## TASK BRIEF
From the listing below, pull out the lines that hold "index".

## DATA PROVIDED
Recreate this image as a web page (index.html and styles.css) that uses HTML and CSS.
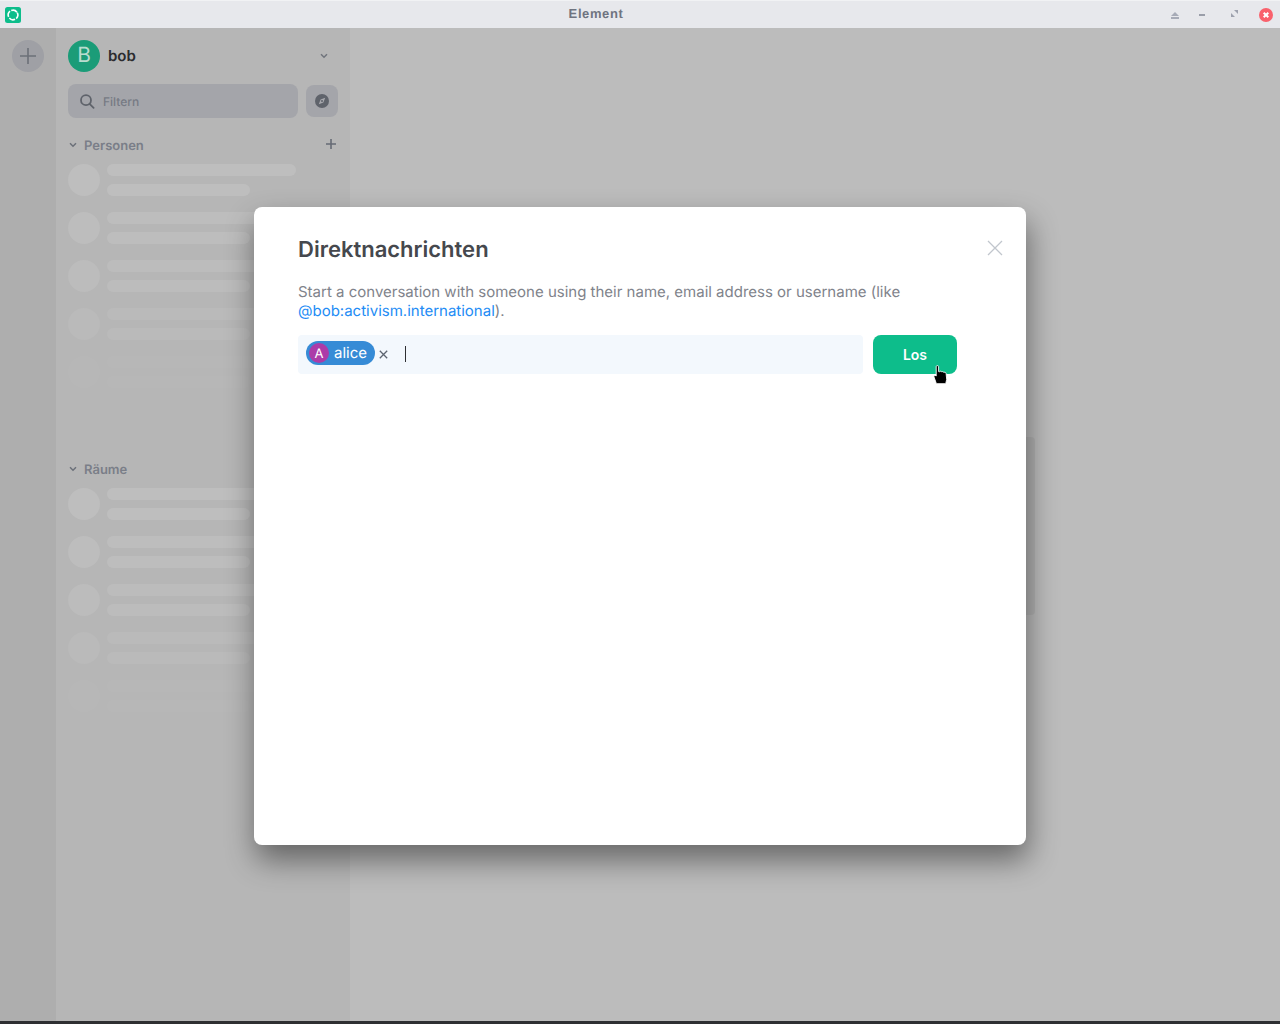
FILE: index.html
```html
<!DOCTYPE html>
<html lang="de">
<head>
<meta charset="utf-8">
<title>Element</title>
<link rel="stylesheet" href="styles.css">
</head>
<body>
<div class="app">
  <header class="titlebar">
    <svg class="app-logo" width="16" height="16" viewBox="0 0 16 16"><rect width="16" height="16" rx="2.5" fill="#0dbd8b"/><circle cx="8" cy="8" r="4.8" fill="none" stroke="#fff" stroke-width="1.6" stroke-dasharray="6.1 1.44" transform="rotate(-28 8 8)"/></svg>
    <div class="win-title">Element</div>
    <div class="win-controls">
      <svg class="win-eject" width="8" height="7" viewBox="0 0 8 7"><path d="M4 0 8 4H0Z M0 5h8v2H0Z" fill="#a7abb7"/></svg>
      <span class="win-min"></span>
      <svg class="win-max" width="7" height="7" viewBox="0 0 7 7"><path d="M3 0h4v4Z M0 3l4 4H0Z" fill="#9da1ad"/></svg>
      <svg class="win-close" width="14" height="14" viewBox="0 0 14 14"><circle cx="7" cy="7" r="7" fill="#f9616c"/><path d="M4.7 4.7l4.6 4.6M9.3 4.7 4.7 9.3" stroke="#fff" stroke-width="2"/></svg>
    </div>
  </header>
  <div class="content">
    <aside class="rail">
      <div class="rail-add"><svg width="16" height="16" viewBox="0 0 16 16"><path d="M8 0v16M0 8h16" stroke="#6c7078" stroke-width="1.6"/></svg></div>
    </aside>
    <nav class="panel">
      <div class="user-row">
        <div class="user-avatar">B</div>
        <div class="user-name">bob</div>
        <svg class="user-chevron" width="8" height="6" viewBox="0 0 8 6"><path d="M1 1.2 4 4.2 7 1.2" fill="none" stroke="#70747c" stroke-width="1.5"/></svg>
      </div>
      <div class="filter-row">
        <div class="filter">
          <svg width="15" height="15" viewBox="0 0 15 15"><circle cx="6" cy="6.2" r="5" fill="none" stroke="#5f636b" stroke-width="1.8"/><path d="M9.6 9.8l4 4" stroke="#5f636b" stroke-width="1.8" stroke-linecap="round"/></svg>
          <span class="filter-text">Filtern</span>
        </div>
        <div class="explore"><svg width="14" height="14" viewBox="0 0 14 14"><circle cx="7" cy="7" r="7" fill="#5f636b"/><path d="M10.2 3.8 8.4 8.4 3.8 10.2 5.6 5.6Z" fill="#a8a9ae"/><circle cx="7" cy="7" r="1" fill="#5f636b"/></svg></div>
      </div>
      <div class="section-head section-people">
        <svg width="8" height="6" viewBox="0 0 8 6"><path d="M1 1.2 4 4.2 7 1.2" fill="none" stroke="#6b7079" stroke-width="1.5"/></svg>
        <span class="section-label">Personen</span>
        <svg class="section-add" width="10" height="10" viewBox="0 0 10 10"><path d="M5 0v10M0 5h10" stroke="#666b75" stroke-width="1.6"/></svg>
      </div>
      <div class="skeleton skeleton-people">
        <div class="skel-row"><i class="skel-av"></i><div class="skel-bars"><b class="skel-a"></b><b class="skel-b"></b></div></div>
        <div class="skel-row"><i class="skel-av"></i><div class="skel-bars"><b class="skel-a"></b><b class="skel-b"></b></div></div>
        <div class="skel-row"><i class="skel-av"></i><div class="skel-bars"><b class="skel-a"></b><b class="skel-b"></b></div></div>
        <div class="skel-row"><i class="skel-av"></i><div class="skel-bars"><b class="skel-a"></b><b class="skel-b"></b></div></div>
        <div class="skel-row"><i class="skel-av"></i><div class="skel-bars"><b class="skel-a"></b><b class="skel-b"></b></div></div>
        <div class="skel-row"><i class="skel-av"></i><div class="skel-bars"><b class="skel-a"></b><b class="skel-b"></b></div></div>
      </div>
      <div class="section-head">
        <svg width="8" height="6" viewBox="0 0 8 6"><path d="M1 1.2 4 4.2 7 1.2" fill="none" stroke="#6b7079" stroke-width="1.5"/></svg>
        <span class="section-label">Räume</span>
      </div>
      <div class="skeleton">
        <div class="skel-row"><i class="skel-av"></i><div class="skel-bars"><b class="skel-a"></b><b class="skel-b"></b></div></div>
        <div class="skel-row"><i class="skel-av"></i><div class="skel-bars"><b class="skel-a"></b><b class="skel-b"></b></div></div>
        <div class="skel-row"><i class="skel-av"></i><div class="skel-bars"><b class="skel-a"></b><b class="skel-b"></b></div></div>
        <div class="skel-row"><i class="skel-av"></i><div class="skel-bars"><b class="skel-a"></b><b class="skel-b"></b></div></div>
        <div class="skel-row"><i class="skel-av"></i><div class="skel-bars"><b class="skel-a"></b><b class="skel-b"></b></div></div>
        <div class="skel-row"><i class="skel-av"></i><div class="skel-bars"><b class="skel-a"></b><b class="skel-b"></b></div></div>
      </div>
    </nav>
    <main class="main"></main>
  </div>
  <div class="footer"></div>
</div>
<div class="handle"></div>
<section class="dialog">
  <h1 class="dialog-title">Direktnachrichten</h1>
  <svg class="dialog-close" width="16" height="16" viewBox="0 0 16 16"><path d="M1 1l14 14M15 1 1 15" stroke="#c1c6cd" stroke-width="1.3"/></svg>
  <p class="dialog-text">Start a conversation with someone using their name, email address or username (like <a class="dialog-link">@bob:activism.international</a>).</p>
  <div class="invite-row">
    <div class="invite-field">
      <span class="pill"><span class="pill-av">A</span><span class="pill-name">alice</span></span>
      <svg class="pill-x" width="9" height="9" viewBox="0 0 9 9"><path d="M.8.8l7.4 7.4M8.2.8.8 8.2" stroke="#5c6470" stroke-width="1.3"/></svg>
      <span class="caret"></span>
    </div>
    <button class="go">Los</button>
  </div>
</section>
<svg class="cursor" width="16" height="20" viewBox="0 0 16 20"><path d="M3.2 1.6c0-1.3 2.4-1.3 2.4 0V6.6l1 .1c.5-.7 1.8-.6 2.1.2.6-.5 1.9-.3 2.1.5.7-.4 2.2 0 2.3 1l.6 6-1 4.3H3.4L1 12c-.6-1.5 1-2.2 2.2-1Z" fill="#000" stroke="#fff" stroke-width=".9"/></svg>
</body>
</html>
```
FILE: styles.css
```css
* { box-sizing: border-box; }
html, body { margin: 0; height: 100%; overflow: hidden; }
body { font-family: Inter, "Liberation Sans", sans-serif; background: #bcbcbc; text-rendering: geometricPrecision; }
.app { display: flex; flex-direction: column; height: 1024px; }
.titlebar { position: relative; height: 28px; flex: none; display: flex; align-items: center; background: #e7e8ec; border-top: 1px solid #f1f2f4; padding-left: 5px; }
.app-logo { flex: none; }
.win-title { position: absolute; left: 0; width: 1192px; top: 5px; text-align: center; font: 700 13px/16px "Liberation Sans", sans-serif; color: #6f7480; letter-spacing: .6px; }
.win-controls { margin-left: auto; display: flex; align-items: center; height: 100%; padding-right: 7px; }
.win-eject { margin-right: 20px; margin-top: 1px; }
.win-min { display: block; width: 6px; height: 2px; background: #9a9ea9; margin-right: 26px; }
.win-max { margin-right: 21px; margin-top: -2px; }
.content { flex: 1; display: flex; min-height: 0; }
.rail { width: 56px; flex: none; background: #aeaeae; padding: 12px 12px 0; }
.rail-add { width: 32px; height: 32px; border-radius: 50%; background: #9fa0a5; display: flex; align-items: center; justify-content: center; }
.panel { width: 294px; flex: none; background: #b6b6b6; padding: 12px 12px 0; }
.main { flex: 1; background: #bcbcbc; }
.footer { height: 3px; flex: none; background: #2e2f32; }
.user-row { display: flex; align-items: center; height: 32px; }
.user-avatar { width: 32px; height: 32px; border-radius: 50%; background: #1b9c78; color: #b9dccf; font-size: 21px; line-height: 32px; text-align: center; }
.user-name { margin-left: 8px; margin-top: -2px; font-weight: 600; font-size: 15px; color: #2b2c2f; }
.user-chevron { margin-left: auto; margin-right: 10px; }
.filter-row { display: flex; align-items: center; margin-top: 12px; gap: 8px; }
.filter { width: 230px; height: 34px; border-radius: 8px; background: #a4a5aa; display: flex; align-items: center; padding-left: 12px; }
.filter-text { margin-left: 8px; font-size: 12px; font-weight: 500; color: #767a84; }
.explore { width: 32px; height: 32px; border-radius: 8px; background: #a4a5aa; display: flex; align-items: center; justify-content: center; }
.section-head { display: flex; align-items: center; height: 16px; padding-left: 1px; }
.section-people { margin-top: 19px; }
.section-label { margin-left: 7px; margin-top: 2px; font-size: 13px; font-weight: 600; color: #7a7e88; }
.section-add { margin-left: auto; margin-right: 2px; margin-top: -3px; }
.skeleton { margin-top: 11px; display: flex; flex-direction: column; gap: 16px; }
.skeleton-people { height: 297px; }
.skel-row { display: flex; height: 32px; gap: 7px; }
.skel-row:nth-child(2) { opacity: .95; }
.skel-row:nth-child(3) { opacity: .8; }
.skel-row:nth-child(4) { opacity: .55; }
.skel-row:nth-child(5) { opacity: .22; }
.skel-row:nth-child(6) { opacity: .1; }
.skel-av { width: 32px; height: 32px; border-radius: 50%; background: #bebebe; flex: none; }
.skel-bars { display: flex; flex-direction: column; gap: 8px; }
.skel-a { display: block; width: 189px; height: 12px; border-radius: 6px; background: #bebebe; }
.skel-b { display: block; width: 143px; height: 12px; border-radius: 6px; background: #bebebe; }
.handle { position: absolute; left: 1000px; top: 437px; width: 35px; height: 178px; border-radius: 4px; background: rgba(0,0,0,.05); }
.dialog { position: absolute; left: 254px; top: 207px; width: 772px; height: 638px; background: #fff; border-radius: 8px; box-shadow: 2px 15px 30px rgba(0,0,0,.45); padding: 31px 44px 0; }
.dialog-title { margin: 0; font-size: 22px; line-height: 25px; font-weight: 600; color: #45484d; }
.dialog-close { position: absolute; left: 733px; top: 33px; }
.dialog-text { margin: 19px 0 0; width: 640px; font-size: 15px; line-height: 19px; color: #7f838b; }
.dialog-link { color: #238cf5; }
.invite-row { display: flex; margin-top: 15px; gap: 10px; }
.invite-field { position: relative; width: 565px; height: 39px; background: #f3f8fd; border-radius: 4px; display: flex; align-items: center; padding-left: 8px; }
.pill { display: flex; align-items: center; height: 24px; width: 69px; border-radius: 12px; background: #368bd6; margin-top: -3px; padding-left: 3px; }
.pill-av { width: 20px; height: 20px; border-radius: 50%; background: #ac3ba8; color: #fff; text-align: center; font-size: 13px; line-height: 22px; }
.pill-name { margin-left: 5px; margin-top: -1px; font-size: 15px; color: #fff; }
.pill-x { margin-left: 4px; }
.caret { width: 1px; height: 16px; background: #2e2f32; margin-left: 17px; margin-top: -2px; }
.go { width: 84px; height: 39px; border: 0; border-radius: 8px; background: #0dbd8b; color: #fff; font: 600 14px Inter, sans-serif; }
.cursor { position: absolute; left: 933px; top: 365px; }
```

## SOLUTION TO THE PROBLEM
Recreate this image as a web page (index.html and styles.css) that uses HTML and CSS.
FILE: index.html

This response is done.